The premise behind Puncho Fighto’s story is too bizarre to get into. Suffice it to say that each of the handful of playable characters has their own reason to fight, and it’s usually pretty funny to read about. The fights themselves are entirely touch-based with tapping, swiping, and dragging used to move and attack. Different inputs will result in different moves depending on the character with some being better at range and others at close-quarters. There are also a few various difficulties to try out if the default proves to be too easy (or tough).
While Puncho Fighto’s controls might take some getting used to, it doesn’t take all that long. Soon players will be flinging themselves at their opponents and unleashing a flurry of fists (or possibly flippers) without much thought. Most of the characters have a similar list of moves (i.e. swipe forward to lunge, etc) so jumping between them is hardly a hassle, but they’re all different enough that players will probably find themselves favoring one above the others. I personally prefer Zong, despite his lack of a grab, simply because he’s a robot. And his ground pound is funny.

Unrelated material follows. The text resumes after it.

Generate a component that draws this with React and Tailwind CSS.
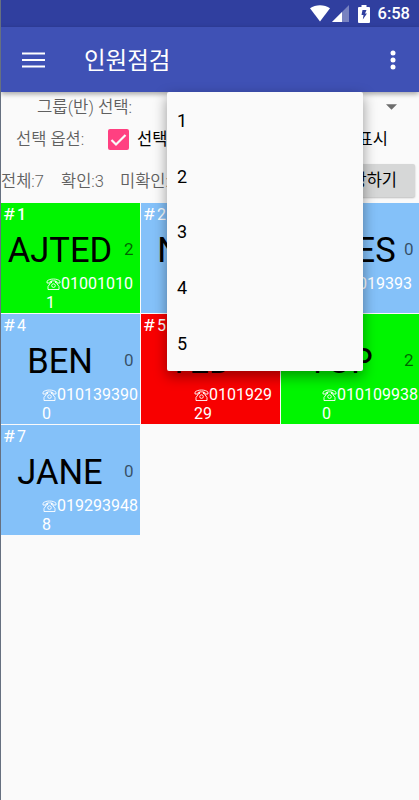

Despite being easy to learn, Puncho Fighto is still a tad on the simple side. Most of the more contemporary staples of the genre such as counters and reversals are totally absent. The simplicity of the fighting system go hand-in-hand with the less orthodox control scheme, but that probably won’t prevent seasoned veterans from finding it to be too basic. I’ve also noticed some slight inaccuracies with the inputs but that’s to be expected when it comes to drawing shapes on a touch screen. Although that knowledge doesn’t make performing the wrong move at the wrong time any less irritating.
While Puncho Fighto isn’t all that complex or deep, it’s entertaining. It’s got a goofy style and it’s just crazy enough to be fun. And it’s just fun enough to soak up a few minutes here and possibly an hour or two there.